Obra de Antoni Muntadas chama atenção para os mecanismos de controle da sociedade contemporânea
Dirigido por Jean-Luc Godard em 1965, “Alphaville” é um filme no limite entre a ficção científica e o gênero noir. Nessa trama policialesca que se desenrola numa cidade do futuro onde os habitantes são liberados para satisfazer seus desejos, mas vivem sob o controle de um sistema inteligente, a missão do agente secreto Lemmy Caution é destruir Alphaville e seu ditador, o computador Alpha 60. No início dos anos 80, no Brasil, a empresa Albuquerque Takaoka se inspiraria no clássico de Godard para nomear o primeiro grande bairro projetado no País, formado por condomínios fechados, localizado na região metropolitana de São Paulo. “Como o filme de Godard, Alphaville, o bairro, é uma utopia que não funciona”, afirma o artista Antoni Muntadas, em São Paulo, na montagem da exposição “Informação>> Espaço>> Controle”, na Estação Pinacoteca.
Cinema e publicidade são duas máquinas de ilusão sobrepostas em “Alphaville e Outros” (2011), instalação inédita em forma de showroom, desenvolvida por Muntadas especialmente para São Paulo. Formada por vídeos, grades, muros, faixas, pôsteres e uma coleção de palavras de ordem da sociedade de consumo, o trabalho atenta para os sistemas de persuasão ativos na vida contemporânea. “Os condomínios retomam as utopias de Brasília: uma fantasia de país versus uma fantasia de vida”, diz o artista. “Não invento nada. Meu trabalho é uma análise sobre os fenômenos contemporâneos.” As retóricas de controle e vigilância são o alvo de Muntadas desde o começo de sua trajetória artística, nos anos 70. A exposição pontua esse caminho mostrando três instalações e três trabalhos em vídeo, realizados entre 1978 e 2011.
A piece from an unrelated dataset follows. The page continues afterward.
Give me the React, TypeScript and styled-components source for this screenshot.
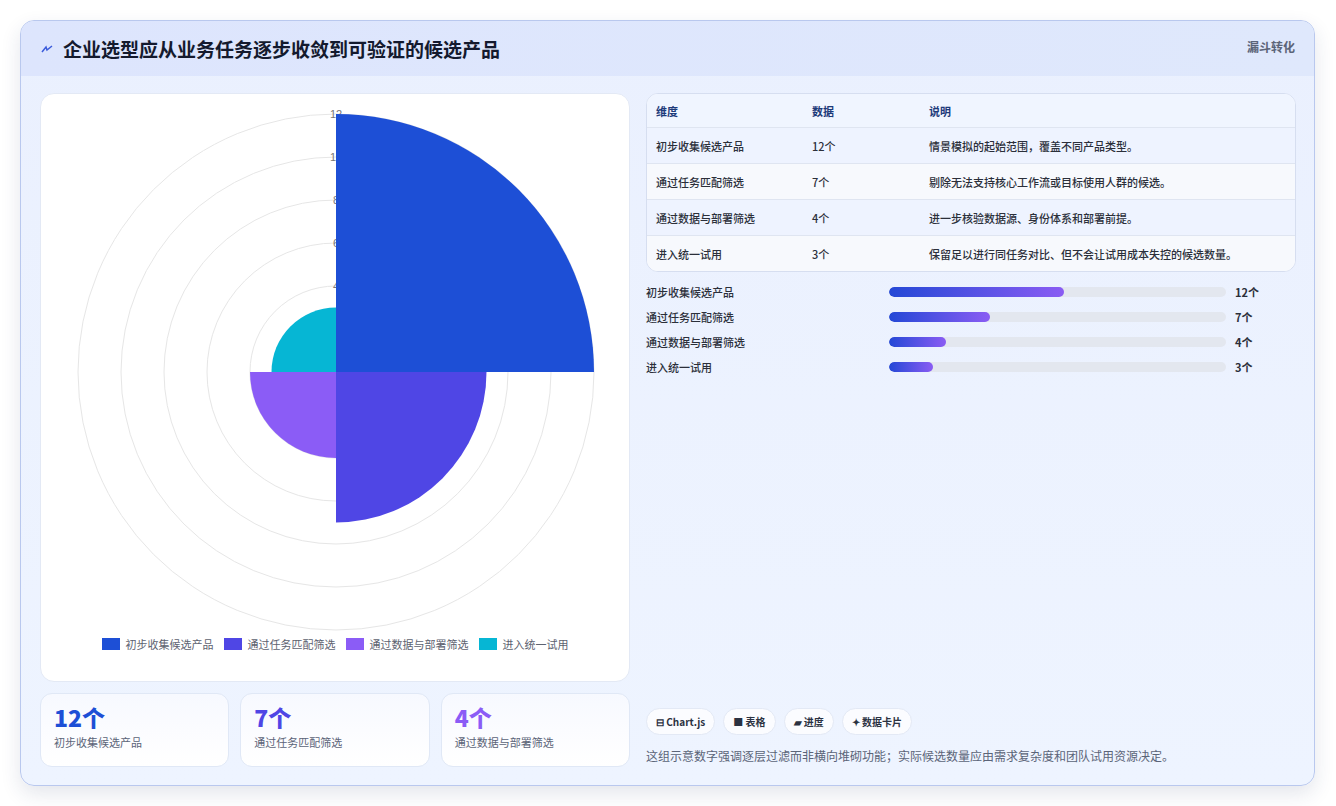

A matéria-prima de seus trabalhos são sempre coleções: fotografias, cartazes, frases, imagens televisivas e cinematográficas – material disponibilizado de maneiras diversas a cada montagem. Cabe ao espectador a edição e organização desse material. “Este não é um trabalho pedagógico”, diz Muntadas. “On Subjetivity” (1978) é uma mostra de que a obra é sempre resultado de processos coletivos – mesmo que subconscientes. Composta de uma publicação, um vídeo e 50 fotografias extraídas da revista americana “Life”, a instalação é, segundo Muntadas, um museu de antropologia da imagem. “Nos anos 70, a “Life” era uma revista de infiltração ideológica”, afirma o artista, que, ao enviar uma carta com uma fotografia para 250 pessoas, pedindo que respondessem com uma legenda, evidencia uma subjetividade crítica inerente a essas imagens.